Requirements:
Write out the data again exactly, skipping every picture.

Supplied entries:
┄┄┄┄┄┄
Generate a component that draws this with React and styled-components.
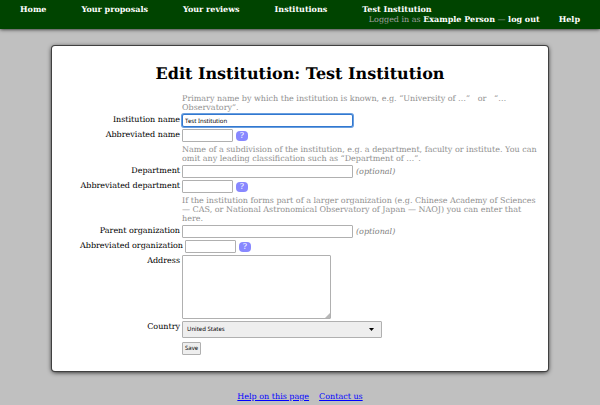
import React from "react";
import styled, { createGlobalStyle, css } from "styled-components";

const GlobalStyle = createGlobalStyle`
  *, *::before, *::after { box-sizing: border-box; }
  body {
    margin: 0;
    background: #c0c0c0;
    color: #000;
    font: 8px/10px "DejaVu Serif", serif;
    text-rendering: geometricPrecision;
  }
`;

const Header = styled.header`
  padding: 4px 20px;
  background: #004400;
  color: #a0a0a0;
  box-shadow: 0 0 4px #000;
`;

const Nav = styled.nav`
  display: flex;
  gap: 35px;
`;

const HeaderLink = styled.a`
  color: #fff;
  font-weight: bold;
  text-decoration: none;
`;

const Account = styled.div`
  display: flex;
  justify-content: flex-end;
  gap: 19px;
`;

const Card = styled.main`
  margin: 17px 52px 0;
  padding: 19px 9px 16px 28px;
  background: #fff;
  border-radius: 3px;
  box-shadow: 0 0 0 1px #404040, 0 1px 5px #000;
`;

const Title = styled.h1`
  margin: 0 0 10px -19px;
  font-size: 16px;
  line-height: 18px;
  text-align: center;
`;

const Form = styled.form`
  display: flex;
  flex-direction: column;
`;

const Hint = styled.p`
  margin: 0 0 2px 102px;
  padding-top: 1px;
  color: #909090;
  line-height: 9px;
`;

const Row = styled.div`
  display: flex;
  align-items: flex-start;
  gap: 2px;
  padding-bottom: 2px;
`;

const Label = styled.label`
  min-width: 100px;
  line-height: 11px;
  text-align: right;
  white-space: nowrap;
`;

const Control = styled.div`
  display: flex;
  align-items: center;
  gap: 3px;
`;

const fieldBox = css`
  margin: 0;
  border: 1px solid #b0b0b0;
  border-radius: 1px;
  color: #000;
  font: 6px/9px "Noto Sans", sans-serif;
  text-rendering: geometricPrecision;
`;

const Input = styled.input`
  ${fieldBox}
  width: ${(p) => (p.$short ? 51 : 171)}px;
  height: 13px;
  padding: 0 2px;
  background: #fff;
  ${(p) =>
    p.$active &&
    css`
      border-color: #3278d0;
      border-radius: 2px;
      box-shadow: 0 0 0 1px #6a9fdf;
    `}
`;

const TextArea = styled.textarea`
  ${fieldBox}
  display: block;
  width: 149px;
  height: 64px;
  padding: 2px;
  background: #fff;
  resize: none;
`;

const AreaWrap = styled.div`
  position: relative;
`;

const Grip = styled.svg`
  position: absolute;
  right: 1px;
  bottom: 1px;
  width: 5px;
  height: 5px;
  pointer-events: none;
`;

const SelectWrap = styled.div`
  position: relative;
  display: flex;
  align-items: center;
`;

const Select = styled.select`
  ${fieldBox}
  appearance: none;
  width: 200px;
  height: 17px;
  padding: 0 16px 0 4px;
  background: #eee;
`;

const Arrow = styled.svg`
  position: absolute;
  right: 8px;
  width: 5px;
  height: 3px;
  pointer-events: none;
`;

const HelpButton = styled.button`
  width: 12px;
  height: 10px;
  padding: 0;
  border: 0;
  border-radius: 4px;
  background: #8888ff;
  color: #fff;
  font: 8px/10px "DejaVu Serif", serif;
  text-align: center;
  text-rendering: geometricPrecision;
`;

const Optional = styled.em`
  color: #808080;
`;

const SaveButton = styled.button`
  ${fieldBox}
  align-self: flex-start;
  height: 13px;
  margin: 2px 0 0 102px;
  padding: 0 2px;
  background: #eee;
`;

const Footer = styled.footer`
  display: flex;
  justify-content: center;
  gap: 10px;
  padding: 21px 0 3px;
`;

const FooterLink = styled.a`
  color: #0000ff;
`;

const navItems = ["Home", "Your proposals", "Your reviews", "Institutions", "Test Institution"];

function Field({ id, label, short, value, optional, active }) {
  return (
    <Row>
      <Label htmlFor={id}>{label}</Label>
      <Control>
        <Input id={id} type="text" defaultValue={value} $short={short} $active={active} />
        {short && <HelpButton type="button" aria-label={`Help: ${label}`}>?</HelpButton>}
        {optional && <Optional>(optional)</Optional>}
      </Control>
    </Row>
  );
}

export default function App() {
  return (
    <>
      <GlobalStyle />
      <Header>
        <Nav>
          {navItems.map((item) => (
            <HeaderLink key={item} href="#">{item}</HeaderLink>
          ))}
        </Nav>
        <Account>
          <span>
            Logged in as <HeaderLink href="#">Example Person</HeaderLink> —{" "}
            <HeaderLink href="#">log out</HeaderLink>
          </span>
          <HeaderLink href="#">Help</HeaderLink>
        </Account>
      </Header>
      <Card>
        <Title>Edit Institution: Test Institution</Title>
        <Form>
          <Hint>
            {"Primary name by which the institution is known, e.g. “University of …”\u00a0 \u00a0or\u00a0 \u00a0“… Observatory”."}
          </Hint>
          <Field id="name" label="Institution name" value="Test Institution" active />
          <Field id="abbr" label="Abbreviated name" short />
          <Hint>
            Name of a subdivision of the institution, e.g. a department, faculty or institute. You can omit any
            leading classification such as “Department of …”.
          </Hint>
          <Field id="department" label="Department" optional />
          <Field id="department-abbr" label="Abbreviated department" short />
          <Hint>
            If the institution forms part of a larger organization (e.g. Chinese Academy of Sciences — CAS, or
            National Astronomical Observatory of Japan — NAOJ) you can enter that here.
          </Hint>
          <Field id="organization" label="Parent organization" optional />
          <Field id="organization-abbr" label="Abbreviated organization" short />
          <Row>
            <Label htmlFor="address">Address</Label>
            <AreaWrap>
              <TextArea id="address" />
              <Grip viewBox="0 0 5 5" aria-hidden="true">
                <path d="M5 0V5H0Z" fill="#b8b8b8" />
              </Grip>
            </AreaWrap>
          </Row>
          <Row>
            <Label htmlFor="country">Country</Label>
            <SelectWrap>
              <Select id="country" defaultValue="United States">
                <option>United States</option>
              </Select>
              <Arrow viewBox="0 0 5 3" aria-hidden="true">
                <path d="M0 0H5L2.5 3Z" fill="#000" />
              </Arrow>
            </SelectWrap>
          </Row>
          <SaveButton type="submit">Save</SaveButton>
        </Form>
      </Card>
      <Footer>
        <FooterLink href="#">Help on this page</FooterLink>
        <FooterLink href="#">Contact us</FooterLink>
      </Footer>
    </>
  );
}
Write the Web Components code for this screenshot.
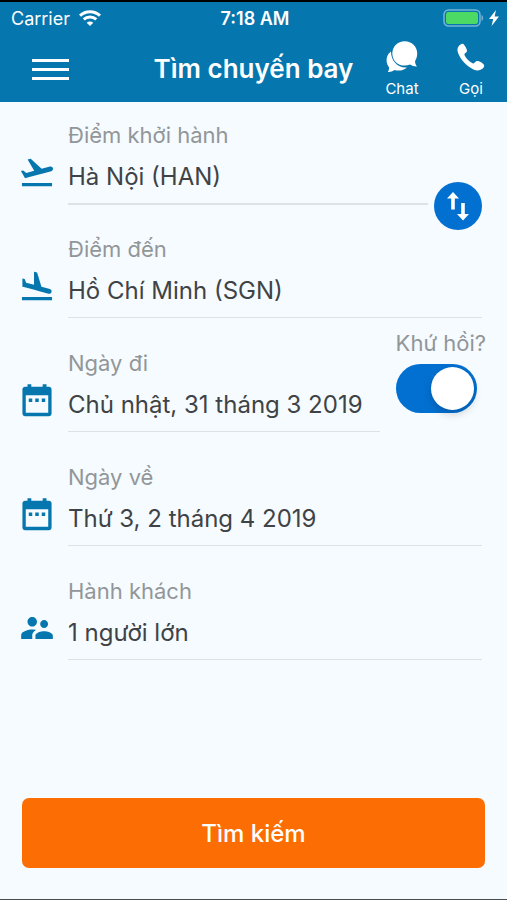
┄┄┄┄┄┄
Response to this task:
Generate a component that draws this with React and styled-components.
import React from "react";
import styled, { createGlobalStyle, css } from "styled-components";

const GlobalStyle = createGlobalStyle`
  *, *::before, *::after { box-sizing: border-box; }
  body {
    margin: 0;
    background: #c0c0c0;
    color: #000;
    font: 8px/10px "DejaVu Serif", serif;
    text-rendering: geometricPrecision;
  }
`;

const Header = styled.header`
  padding: 4px 20px;
  background: #004400;
  color: #a0a0a0;
  box-shadow: 0 0 4px #000;
`;

const Nav = styled.nav`
  display: flex;
  gap: 35px;
`;

const HeaderLink = styled.a`
  color: #fff;
  font-weight: bold;
  text-decoration: none;
`;

const Account = styled.div`
  display: flex;
  justify-content: flex-end;
  gap: 19px;
`;

const Card = styled.main`
  margin: 17px 52px 0;
  padding: 19px 9px 16px 28px;
  background: #fff;
  border-radius: 3px;
  box-shadow: 0 0 0 1px #404040, 0 1px 5px #000;
`;

const Title = styled.h1`
  margin: 0 0 10px -19px;
  font-size: 16px;
  line-height: 18px;
  text-align: center;
`;

const Form = styled.form`
  display: flex;
  flex-direction: column;
`;

const Hint = styled.p`
  margin: 0 0 2px 102px;
  padding-top: 1px;
  color: #909090;
  line-height: 9px;
`;

const Row = styled.div`
  display: flex;
  align-items: flex-start;
  gap: 2px;
  padding-bottom: 2px;
`;

const Label = styled.label`
  min-width: 100px;
  line-height: 11px;
  text-align: right;
  white-space: nowrap;
`;

const Control = styled.div`
  display: flex;
  align-items: center;
  gap: 3px;
`;

const fieldBox = css`
  margin: 0;
  border: 1px solid #b0b0b0;
  border-radius: 1px;
  color: #000;
  font: 6px/9px "Noto Sans", sans-serif;
  text-rendering: geometricPrecision;
`;

const Input = styled.input`
  ${fieldBox}
  width: ${(p) => (p.$short ? 51 : 171)}px;
  height: 13px;
  padding: 0 2px;
  background: #fff;
  ${(p) =>
    p.$active &&
    css`
      border-color: #3278d0;
      border-radius: 2px;
      box-shadow: 0 0 0 1px #6a9fdf;
    `}
`;

const TextArea = styled.textarea`
  ${fieldBox}
  display: block;
  width: 149px;
  height: 64px;
  padding: 2px;
  background: #fff;
  resize: none;
`;

const AreaWrap = styled.div`
  position: relative;
`;

const Grip = styled.svg`
  position: absolute;
  right: 1px;
  bottom: 1px;
  width: 5px;
  height: 5px;
  pointer-events: none;
`;

const SelectWrap = styled.div`
  position: relative;
  display: flex;
  align-items: center;
`;

const Select = styled.select`
  ${fieldBox}
  appearance: none;
  width: 200px;
  height: 17px;
  padding: 0 16px 0 4px;
  background: #eee;
`;

const Arrow = styled.svg`
  position: absolute;
  right: 8px;
  width: 5px;
  height: 3px;
  pointer-events: none;
`;

const HelpButton = styled.button`
  width: 12px;
  height: 10px;
  padding: 0;
  border: 0;
  border-radius: 4px;
  background: #8888ff;
  color: #fff;
  font: 8px/10px "DejaVu Serif", serif;
  text-align: center;
  text-rendering: geometricPrecision;
`;

const Optional = styled.em`
  color: #808080;
`;

const SaveButton = styled.button`
  ${fieldBox}
  align-self: flex-start;
  height: 13px;
  margin: 2px 0 0 102px;
  padding: 0 2px;
  background: #eee;
`;

const Footer = styled.footer`
  display: flex;
  justify-content: center;
  gap: 10px;
  padding: 21px 0 3px;
`;

const FooterLink = styled.a`
  color: #0000ff;
`;

const navItems = ["Home", "Your proposals", "Your reviews", "Institutions", "Test Institution"];

function Field({ id, label, short, value, optional, active }) {
  return (
    <Row>
      <Label htmlFor={id}>{label}</Label>
      <Control>
        <Input id={id} type="text" defaultValue={value} $short={short} $active={active} />
        {short && <HelpButton type="button" aria-label={`Help: ${label}`}>?</HelpButton>}
        {optional && <Optional>(optional)</Optional>}
      </Control>
    </Row>
  );
}

export default function App() {
  return (
    <>
      <GlobalStyle />
      <Header>
        <Nav>
          {navItems.map((item) => (
            <HeaderLink key={item} href="#">{item}</HeaderLink>
          ))}
        </Nav>
        <Account>
          <span>
            Logged in as <HeaderLink href="#">Example Person</HeaderLink> —{" "}
            <HeaderLink href="#">log out</HeaderLink>
          </span>
          <HeaderLink href="#">Help</HeaderLink>
        </Account>
      </Header>
      <Card>
        <Title>Edit Institution: Test Institution</Title>
        <Form>
          <Hint>
            {"Primary name by which the institution is known, e.g. “University of …”\u00a0 \u00a0or\u00a0 \u00a0“… Observatory”."}
          </Hint>
          <Field id="name" label="Institution name" value="Test Institution" active />
          <Field id="abbr" label="Abbreviated name" short />
          <Hint>
            Name of a subdivision of the institution, e.g. a department, faculty or institute. You can omit any
            leading classification such as “Department of …”.
          </Hint>
          <Field id="department" label="Department" optional />
          <Field id="department-abbr" label="Abbreviated department" short />
          <Hint>
            If the institution forms part of a larger organization (e.g. Chinese Academy of Sciences — CAS, or
            National Astronomical Observatory of Japan — NAOJ) you can enter that here.
          </Hint>
          <Field id="organization" label="Parent organization" optional />
          <Field id="organization-abbr" label="Abbreviated organization" short />
          <Row>
            <Label htmlFor="address">Address</Label>
            <AreaWrap>
              <TextArea id="address" />
              <Grip viewBox="0 0 5 5" aria-hidden="true">
                <path d="M5 0V5H0Z" fill="#b8b8b8" />
              </Grip>
            </AreaWrap>
          </Row>
          <Row>
            <Label htmlFor="country">Country</Label>
            <SelectWrap>
              <Select id="country" defaultValue="United States">
                <option>United States</option>
              </Select>
              <Arrow viewBox="0 0 5 3" aria-hidden="true">
                <path d="M0 0H5L2.5 3Z" fill="#000" />
              </Arrow>
            </SelectWrap>
          </Row>
          <SaveButton type="submit">Save</SaveButton>
        </Form>
      </Card>
      <Footer>
        <FooterLink href="#">Help on this page</FooterLink>
        <FooterLink href="#">Contact us</FooterLink>
      </Footer>
    </>
  );
}
Write the Web Components code for this screenshot.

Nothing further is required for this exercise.